When Facebook suggests new friends for me, it will occasionally generate a suggestion that makes me snarf my chardonnay. These are world-class asshats from high school. I was never a big target for these guys, but they affected me significantly nonetheless. They made me hide my inner nerdiness for fear of embarrassment. They made my teachers miserable with their mocking insolence. They strutted with self-confidence that nothing could dent.

On more than one occasion, I have been told something unpleasant about myself. It was usually a well-meaning but painful communication, about how part of my personality was pissing off others. The most significant was someone telling me that I was a know-it-all (crazy, right?) and people I worked with didn’t like me because of it. I like to think I’ve made successful adjustments to my snarky personality because of these messages, and I try to restrict my know-it-all nature for trivia at Swirl every other Thursday. I’ve had many such humbling encounters. One of the best cures is having a lot of smart friends, like all of you.

Another confession — in elementary school, I was one of those guys who could come up with clever cruel nicknames for people who were different in some way, and some of these stuck. By junior high, I was very aware of how wrong this was, and I tried to atone for it. It still bothers me though, because I’m so afraid of what awful memories I was instrumental in creating for someone else.

I never knew anyone in high school who like Doctor Who, or read science fiction, or liked classical literature and history and chess and so on, because high school was the most isolating experience of my life. I drove away from graduation alone, attended no parties that night, and didn’t give a damn if I ever saw anybody ever again.My yearbook kiss-off said it all: Puro edisposto a salire a le stelle, which is Dante for “Screw all this, I am outtahere!” When someone started a facebook page for my graduating class, it was already a cliché to read so many remarks like “Wow, I wish I had known all of you so much better! I had no idea that you blah blah blah.” Why didn’t we know? Because we were trapped in a culture that elevated coolness and was ruthlessly policed against non-conformity. I exaggerate a bit. There were some who didn’t feel intimidated and pursued whatever they wanted. Frankly, I’m jealous of them, but I know that I wasn’t atypical.

College was much better. It was the assholes who were isolated, even if I was “fraternally” bonded with a couple of them. That didn’t matter, because someone was there to look after me, and tell me not to worry about the idiots, because few people liked them anyway (except each other). I’m also happy that Ari had a better social life in high school, and that nerdiness is the new sexy, according to my cousin. I see evidence of that all around.

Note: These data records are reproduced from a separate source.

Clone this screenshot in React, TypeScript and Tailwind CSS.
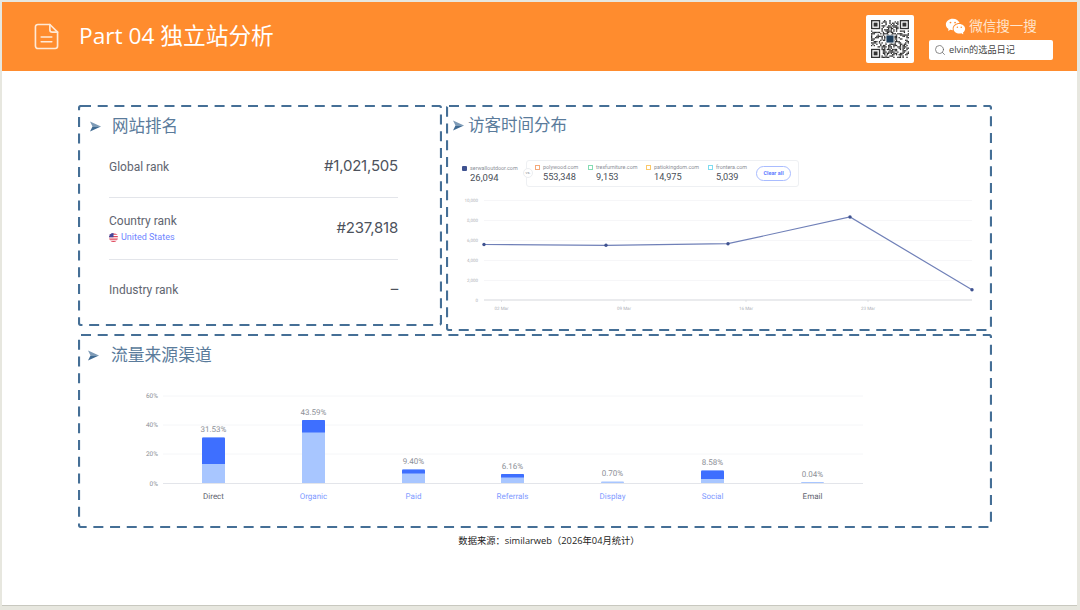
import React from 'react';
import { Search } from 'lucide-react';
import { RiWechatFill } from 'react-icons/ri';

const CJK = "font-['Open_Sans','Noto_Sans_CJK_SC',sans-serif]";

// pseudo-random modules for the QR picture
const QR_SIZE = 29;
const qrCells: [number, number][] = [];
let seed = 1337;
for (let y = 0; y < QR_SIZE; y++) {
  for (let x = 0; x < QR_SIZE; x++) {
    seed = (seed * 1103515245 + 12345) & 0x7fffffff;
    const inFinder = (x < 8 && y < 8) || (x > 20 && y < 8) || (x < 8 && y > 20);
    if (!inFinder && (seed >> 16) % 100 < 50) qrCells.push([x, y]);
  }
}

function QrCode() {
  const finders = [[0, 0], [22, 0], [0, 22]];
  return (
    <svg width="38" height="38" viewBox="0 0 29 29" className="block">
      {qrCells.map(([x, y]) => (
        <rect key={`${x}-${y}`} x={x} y={y} width="1" height="1" fill="#2b2b2b" />
      ))}
      {finders.map(([x, y]) => (
        <g key={`${x}-${y}`}>
          <rect x={x + 0.5} y={y + 0.5} width="6" height="6" fill="none" stroke="#333" strokeWidth="1" />
          <rect x={x + 2} y={y + 2} width="3" height="3" fill="#333" />
        </g>
      ))}
      <rect x="11.5" y="11.5" width="6" height="6" fill="#1f3f5c" stroke="#fff" strokeWidth="0.5" />
    </svg>
  );
}

function DocIcon() {
  return (
    <svg width="25" height="27" viewBox="0 0 26 28" fill="none" stroke="#ffe9d6" strokeWidth="1.7" strokeLinejoin="round" strokeLinecap="round" className="mt-[-1px]">
      <path d="M4 1.5h12.5L24.5 9.5V24a2.5 2.5 0 0 1-2.5 2.5H4A2.5 2.5 0 0 1 1.5 24V4A2.5 2.5 0 0 1 4 1.5Z" />
      <path d="M16.5 1.5V7a2.5 2.5 0 0 0 2.5 2.5h5.5" />
      <path d="M7.5 14.5h11M7.5 19.5h11" />
    </svg>
  );
}

function Bullet() {
  return (
    <svg width="11" height="11" viewBox="0 0 11 11" className="shrink-0">
      <path d="M0 0.5 L11 5.5 L2.5 5.5 Z" fill="#7d9ab6" />
      <path d="M0 10.5 L11 5.5 L2.5 5.5 Z" fill="#3f6a92" />
    </svg>
  );
}

function DashedFrame() {
  return (
    <svg className="absolute inset-0 w-full h-full pointer-events-none" fill="none">
      <rect x="1" y="1" rx="2" className="[width:calc(100%-2px)] [height:calc(100%-2px)]" stroke="#456f96" strokeWidth="2.2" strokeDasharray="10 6.7" />
    </svg>
  );
}

function USFlag() {
  return (
    <svg width="9" height="9" viewBox="0 0 18 18" className="shrink-0">
      <defs>
        <clipPath id="flag-circle"><circle cx="9" cy="9" r="9" /></clipPath>
      </defs>
      <g clipPath="url(#flag-circle)">
        <rect width="18" height="18" fill="#fff" />
        <rect y="1" width="18" height="2.5" fill="#e0475c" />
        <rect y="6" width="18" height="2.5" fill="#e0475c" />
        <rect y="11" width="18" height="2.5" fill="#e0475c" />
        <rect y="15.5" width="18" height="2.5" fill="#e0475c" />
        <rect width="9" height="8.5" fill="#41479b" />
      </g>
    </svg>
  );
}

function RankValue({ children }: { children: React.ReactNode }) {
  return <span className="font-['Inter',sans-serif] text-[15px] font-normal text-[#4d525c] tracking-[-0.2px]">{children}</span>;
}

function RankingBox() {
  return (
    <div className="relative w-[364px] h-[221px] shrink-0">
      <DashedFrame />
      <div className={`flex items-center gap-[11px] pl-[12px] pt-[11px] h-[31px] ${CJK} text-[16.5px] text-[#5a7b9b]`}>
        <Bullet />
        <span>网站排名</span>
      </div>
      <div className="ml-[31px] w-[289px] font-['Roboto',sans-serif] text-[12px] text-[#5f6570]">
        <div className="h-[62px] flex items-center justify-between border-b border-[#e3e5ea]">
          <span>Global rank</span>
          <RankValue>#1,021,505</RankValue>
        </div>
        <div className="h-[62px] flex items-center justify-between border-b border-[#e3e5ea]">
          <div>
            <div className="leading-[15px]">Country rank</div>
            <div className="flex items-center gap-[3px] mt-[3px] text-[9px] leading-[11px] text-[#6f86ff]">
              <USFlag />
              <span>United States</span>
            </div>
          </div>
          <RankValue>#237,818</RankValue>
        </div>
        <div className="h-[59px] flex items-center justify-between">
          <span>Industry rank</span>
          <RankValue>–</RankValue>
        </div>
      </div>
    </div>
  );
}

const competitors = [
  { name: 'polywood.com', value: '553,348', box: 'border-[#f5a97a]', width: 'w-[53px]' },
  { name: 'trexfurniture.com', value: '9,153', box: 'border-[#85dcb4]', width: 'w-[58px]' },
  { name: 'patiokingdom.com', value: '14,975', box: 'border-[#fbc96b]', width: 'w-[62px]' },
  { name: 'frontera.com', value: '5,039', box: 'border-[#7fdcf0]', width: 'w-[48px]' },
];

function VisitorChart() {
  const points = [[484, 244.5], [606, 245.3], [728, 243.7], [850, 217], [972, 289.7]];
  const grid = [
    { y: 200.5, label: '10,000' },
    { y: 220.5, label: '8,000' },
    { y: 240.5, label: '6,000' },
    { y: 260.5, label: '4,000' },
    { y: 280.5, label: '2,000' },
  ];
  const ticks = [
    { x: 501.5, label: '02 Mar' },
    { x: 624, label: '09 Mar' },
    { x: 746, label: '16 Mar' },
    { x: 868, label: '23 Mar' },
  ];
  return (
    <svg width="540" height="120" viewBox="450 195 540 120" className="block mt-[8px] ml-[4px] font-['Roboto',sans-serif] [text-rendering:geometricPrecision]">
      {grid.map((g) => (
        <g key={g.y}>
          <line x1="484" x2="972" y1={g.y} y2={g.y} stroke="#f6f6f8" strokeWidth="1" />
          <text x="478" y={g.y + 1.6} textAnchor="end" fontSize="4.5" fill="#aeb1b8">{g.label}</text>
        </g>
      ))}
      <text x="478" y="301.6" textAnchor="end" fontSize="4.5" fill="#aeb1b8">0</text>
      <line x1="484" x2="972" y1="300" y2="300" stroke="#d5d7dc" strokeWidth="1" />
      {ticks.map((t) => (
        <g key={t.x}>
          <line x1={t.x} x2={t.x} y1="300" y2="302" stroke="#d5d7dc" strokeWidth="0.7" />
          <text x={t.x} y="310" textAnchor="middle" fontSize="4.5" fill="#aeb1b8">{t.label}</text>
        </g>
      ))}
      <polyline points={points.map((p) => p.join(',')).join(' ')} fill="none" stroke="#7080b8" strokeWidth="1.2" />
      {points.map((p) => (
        <circle key={p[0]} cx={p[0]} cy={p[1]} r="1.7" fill="#3f5290" />
      ))}
    </svg>
  );
}

function VisitorBox() {
  return (
    <div className="relative w-[546px] h-[226px] shrink-0">
      <DashedFrame />
      <div className={`flex items-center gap-[4px] pl-[7px] pt-[10px] h-[30px] ${CJK} text-[16.5px] text-[#5a7b9b]`}>
        <Bullet />
        <span>访客时间分布</span>
      </div>
      <div className="flex items-center mt-[25px] pl-[16px] font-['Roboto',sans-serif]">
        <div className="w-[64px] flex gap-[3px]">
          <span className="w-[5px] h-[5px] mt-[1px] rounded-[1px] bg-[#3f5290] shrink-0" />
          <div>
            <div className="text-[5.4px] leading-[7px] text-[#8b8f98] whitespace-nowrap">serwalloutdoor.com</div>
            <div className="text-[9.5px] leading-[11px] text-[#4a4f59] whitespace-nowrap">26,094</div>
          </div>
        </div>
        <div className="relative w-[273px] h-[27px] pl-[8px] flex items-center border border-[#eef0f3] rounded-[3px]">
          <span className="absolute left-[-4px] top-[7px] w-[10px] h-[10px] rounded-full bg-white border border-[#eceef1] flex items-center justify-center text-[4px] text-[#8b8f98]">vs.</span>
          {competitors.map((c) => (
            <div key={c.name} className={`${c.width} flex gap-[3px] shrink-0 mt-[-2px]`}>
              <span className={`w-[5px] h-[5px] mt-[1px] border ${c.box} shrink-0`} />
              <div>
                <div className="text-[5.4px] leading-[7px] text-[#8b8f98] whitespace-nowrap">{c.name}</div>
                <div className="text-[9.2px] leading-[11px] text-[#4a4f59] whitespace-nowrap">{c.value}</div>
              </div>
            </div>
          ))}
          <span className="w-[35px] h-[15px] flex items-center justify-center rounded-full border border-[#a9bcff] text-[5.5px] font-bold text-[#5f7dff] shrink-0">Clear all</span>
        </div>
      </div>
      <VisitorChart />
    </div>
  );
}

const channels = [
  { name: 'Direct', value: '31.53%', x: 202, top: 437.5, split: 464, link: false },
  { name: 'Organic', value: '43.59%', x: 302, top: 420, split: 432.5, link: true },
  { name: 'Paid', value: '9.40%', x: 402, top: 469.5, split: 473.5, link: true },
  { name: 'Referrals', value: '6.16%', x: 501, top: 474, split: 477.5, link: true },
  { name: 'Display', value: '0.70%', x: 601, top: 481.5, split: 481.5, link: true },
  { name: 'Social', value: '8.58%', x: 701, top: 470.5, split: 479, link: true },
  { name: 'Email', value: '0.04%', x: 801, top: 482, split: 482, link: false },
];

function ChannelChart() {
  const axis = 483.5;
  return (
    <svg width="760" height="125" viewBox="130 385 760 125" className="block mt-[20px] ml-[52px] font-['Roboto',sans-serif] [text-rendering:geometricPrecision]">
      {[{ y: 396, l: '60%' }, { y: 425, l: '40%' }, { y: 454, l: '20%' }].map((g) => (
        <g key={g.l}>
          <line x1="163" x2="863" y1={g.y} y2={g.y} stroke="#f5f6f8" strokeWidth="1" />
          <text x="158" y={g.y + 2.2} textAnchor="end" fontSize="6.5" fill="#8d9097">{g.l}</text>
        </g>
      ))}
      <text x="158" y="485.7" textAnchor="end" fontSize="6.5" fill="#8d9097">0%</text>
      {channels.map((c) => (
        <g key={c.name}>
          <path d={`M${c.x} ${axis}V${c.top + 1}a1 1 0 0 1 1 -1H${c.x + 22}a1 1 0 0 1 1 1V${axis}Z`} fill="#a8c6ff" />
          {c.split > c.top && (
            <path d={`M${c.x} ${c.split}V${c.top + 1}a1 1 0 0 1 1 -1H${c.x + 22}a1 1 0 0 1 1 1V${c.split}Z`} fill="#3e6fff" />
          )}
          <text x={c.x + 11.5} y={c.top - 5.5} textAnchor="middle" fontSize="8" fill="#8d9097">{c.value}</text>
          <text x={c.x + 11.5} y="499" textAnchor="middle" fontSize="8" fill={c.link ? '#7f9bff' : '#5f6570'}>{c.name}</text>
        </g>
      ))}
      <line x1="163" x2="863" y1={axis} y2={axis} stroke="#e3e5ea" strokeWidth="1" />
    </svg>
  );
}

function ChannelBox() {
  return (
    <div className="relative w-[914px] h-[194px] mt-[3px]">
      <DashedFrame />
      <div className={`flex items-center gap-[12px] pl-[10px] pt-[11px] h-[31px] ${CJK} text-[16.8px] text-[#5a7b9b]`}>
        <Bullet />
        <span>流量来源渠道</span>
      </div>
      <ChannelChart />
    </div>
  );
}

export default function App() {
  return (
    <div className="w-[1080px] h-[610px] bg-[#e7e7df] pt-[2px] pl-[2px] pr-[3px] overflow-hidden">
      <div className="h-[604px] bg-white border-b border-[#c8c8bf]">
        {/* Header */}
        <div className="h-[69px] bg-[#ff8c2e] flex items-center pl-[32px]">
          <DocIcon />
          <span className={`ml-[20px] mt-[-1px] ${CJK} text-[22.7px] text-white whitespace-nowrap`}>Part 04 独立站分析</span>
          <div className="ml-auto mr-[24px] mt-[2px] flex items-center">
            <div className="w-[48px] h-[48px] bg-white rounded-[2px] flex items-center justify-center mt-[2px]">
              <QrCode />
            </div>
            <div className="ml-[15px] w-[124px] flex flex-col items-center">
              <div className={`flex items-center gap-[3px] h-[22px] ${CJK} text-[13.5px] text-[#ffe6cf] whitespace-nowrap`}>
                <RiWechatFill className="w-[21px] h-[21px] text-white" />
                <span>微信搜一搜</span>
              </div>
              <div className="mt-[3px] w-[124px] h-[20px] bg-white rounded-[2px] flex items-center pl-[5px] gap-[3px]">
                <Search className="w-[12px] h-[12px] text-[#666]" strokeWidth={1.5} />
                <span className={`${CJK} text-[9.2px] text-[#444] whitespace-nowrap`}>elvin的选品日记</span>
              </div>
            </div>
          </div>
        </div>

        {/* Panels */}
        <div className="pt-[34px] pl-[76px]">
          <div className="flex gap-[4px]">
            <RankingBox />
            <VisitorBox />
          </div>
          <ChannelBox />
          <p className={`w-[914px] mt-[6px] pl-[28px] text-center ${CJK} text-[9.3px] leading-[14px] text-[#222]`}>
            数据来源：similarweb（2026年04月统计）
          </p>
        </div>
      </div>
    </div>
  );
}
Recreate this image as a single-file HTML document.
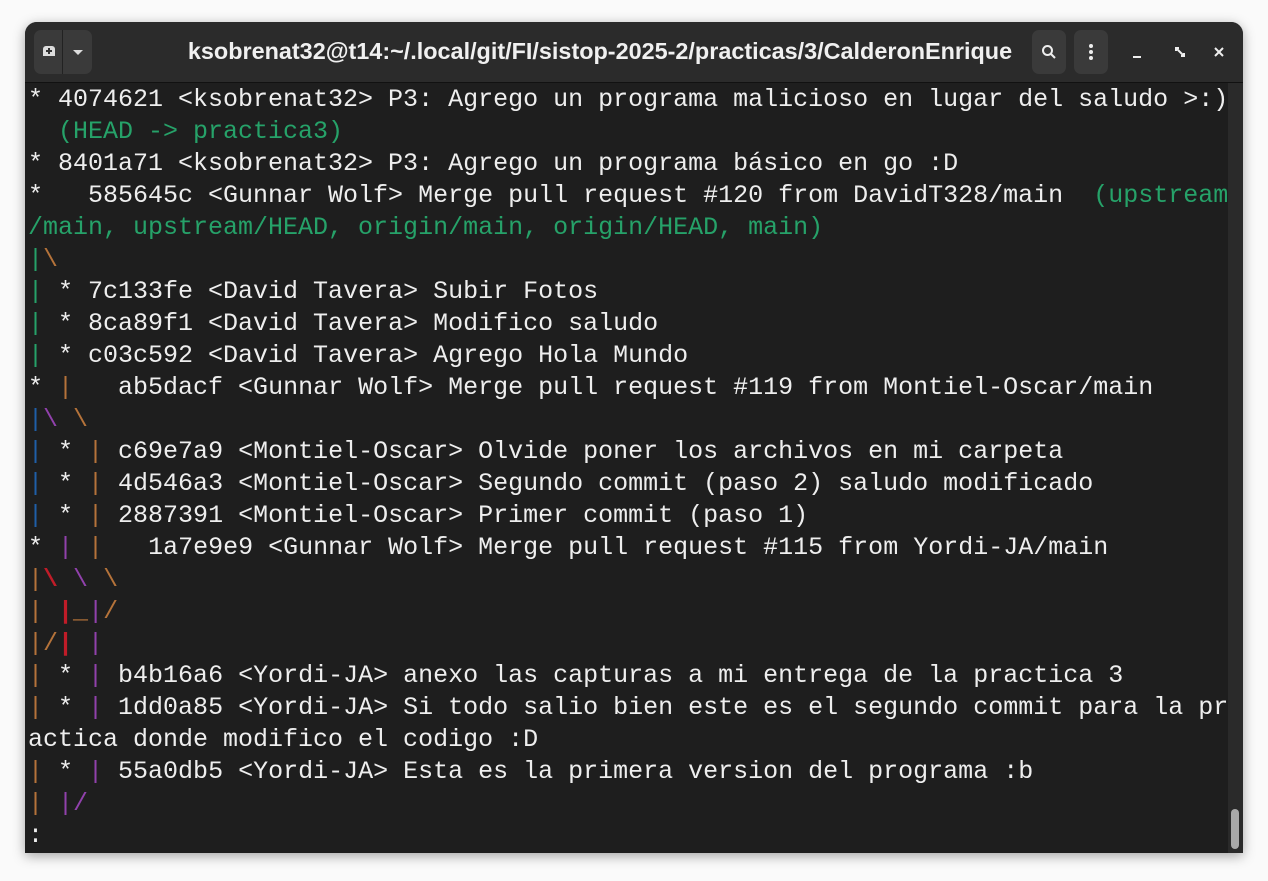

I understand that kids who act meanly probably have a reason, likely related to their parents. No one is born an asshole, right? But I don’t care. When my daughter is crying, I really DON’T CARE. I just want to beat the crap out of someone. Unless they have an enormous trust fund coming their way, these kids will someday have to figure out how to co-exist with others. I want everyone to be forced to look in the mirror like I did. Part of me wants to know if the jerks from my high school ever had a catharsis, and are now decent human beings. But mostly I just hope they are miserable alcoholics with broken marriages and financial ruin. And I really hope they didn’t have kids.